Yes. Hence my initial claim that apps are worthless, and shouldn't be used if you can use a website instead. So the whole idea of Apple or Android being able to remove the "iceblock" app, shows that the app was ill-conceived to begin with. Or possibly it was even a honey-pot since apps do have much greater access to the parent device then a website.

[–] Warl0k3@lemmy.world 2 points 5 hours ago* (last edited 5 hours ago) (1 children)

since apps do have much greater access to the parent device then a website

I'm not disagreeing at all that this should have had a website as a backup, but you yourself are making some really good points about how apps aren't the same thing as websites and the benefits to using an app in this situation. Leveraging user hardware without the intermediate layer of a brower's sandbox is good for performance and makes a site much more robust in the face of things like DDOS, and having locally-hosted resources with which the user can interact without requiring an active TCP connection (because for example: ICE has geoblocked connectivity at one of their "enforcement actions" - but you can still document what's happening and the app will automatically-and-without-user-interaction upload what you've given it once connectivity is restored) is an incredibly important feature.

Offline websites, while potentially able to exhibit similar behavior, rely on extremely hacky workarounds and cached data to be able to do it - and an app is a much less volatile way to store that data than relying on your browser's cache reintegration (which will often be dumped if you're hit with bad a DHCP config).

I think your spirit is in the right place, but you're missing enough of the technical nuance that it's really undermining your ability to convincingly make your point.

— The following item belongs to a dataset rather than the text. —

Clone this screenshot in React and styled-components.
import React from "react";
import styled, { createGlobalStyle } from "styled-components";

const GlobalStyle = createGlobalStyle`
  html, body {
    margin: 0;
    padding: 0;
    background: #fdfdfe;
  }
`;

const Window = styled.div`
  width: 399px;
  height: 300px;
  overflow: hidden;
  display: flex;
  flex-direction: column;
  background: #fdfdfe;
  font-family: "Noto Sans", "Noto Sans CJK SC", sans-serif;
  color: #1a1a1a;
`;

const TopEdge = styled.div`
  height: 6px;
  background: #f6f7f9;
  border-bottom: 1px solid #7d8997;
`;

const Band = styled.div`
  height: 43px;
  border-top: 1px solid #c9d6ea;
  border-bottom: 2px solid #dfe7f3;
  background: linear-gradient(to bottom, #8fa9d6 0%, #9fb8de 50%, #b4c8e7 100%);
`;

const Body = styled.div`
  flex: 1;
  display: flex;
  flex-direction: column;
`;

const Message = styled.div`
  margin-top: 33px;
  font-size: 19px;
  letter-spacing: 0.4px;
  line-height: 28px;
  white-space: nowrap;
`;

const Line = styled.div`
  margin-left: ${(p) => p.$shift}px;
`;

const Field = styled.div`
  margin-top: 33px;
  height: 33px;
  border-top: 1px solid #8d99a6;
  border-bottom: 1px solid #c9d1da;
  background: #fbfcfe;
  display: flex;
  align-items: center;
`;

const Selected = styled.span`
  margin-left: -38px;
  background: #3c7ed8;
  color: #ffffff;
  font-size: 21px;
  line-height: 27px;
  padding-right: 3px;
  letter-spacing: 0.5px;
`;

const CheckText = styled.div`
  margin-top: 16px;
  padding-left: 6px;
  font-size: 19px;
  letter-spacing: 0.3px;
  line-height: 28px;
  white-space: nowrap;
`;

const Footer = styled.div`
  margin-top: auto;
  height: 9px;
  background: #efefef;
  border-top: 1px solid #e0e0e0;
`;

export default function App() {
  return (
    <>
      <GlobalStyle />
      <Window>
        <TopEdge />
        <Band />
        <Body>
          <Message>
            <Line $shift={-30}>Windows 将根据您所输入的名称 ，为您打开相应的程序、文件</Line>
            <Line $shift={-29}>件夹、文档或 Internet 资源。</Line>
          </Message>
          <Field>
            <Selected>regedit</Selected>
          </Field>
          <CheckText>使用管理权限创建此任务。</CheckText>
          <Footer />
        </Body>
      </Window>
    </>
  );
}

And again, I 100% agree that not having alternative access to this service is a critical loss.

[–] PowerCrazy@lemmy.ml 1 points 7 minutes ago

Alright you've convinced me. The ability to store video's within the app (for a non-technical user) is probably worth having an app. Of course a website could and should have the ability for a user to upload a video independent of an app, but I acknowledge that there are indeed some additional benefits that can only be realized with an app.

Of course I've never liked the wall-garden app store paradigm to begin with, and obviously if that wasn't the only source of apps, then my entire point is moot. If any user could download the app from the digital ocean hosted iceblock website, and install it before going on scouting missions, then the app would be much more valuable, and the service more robust.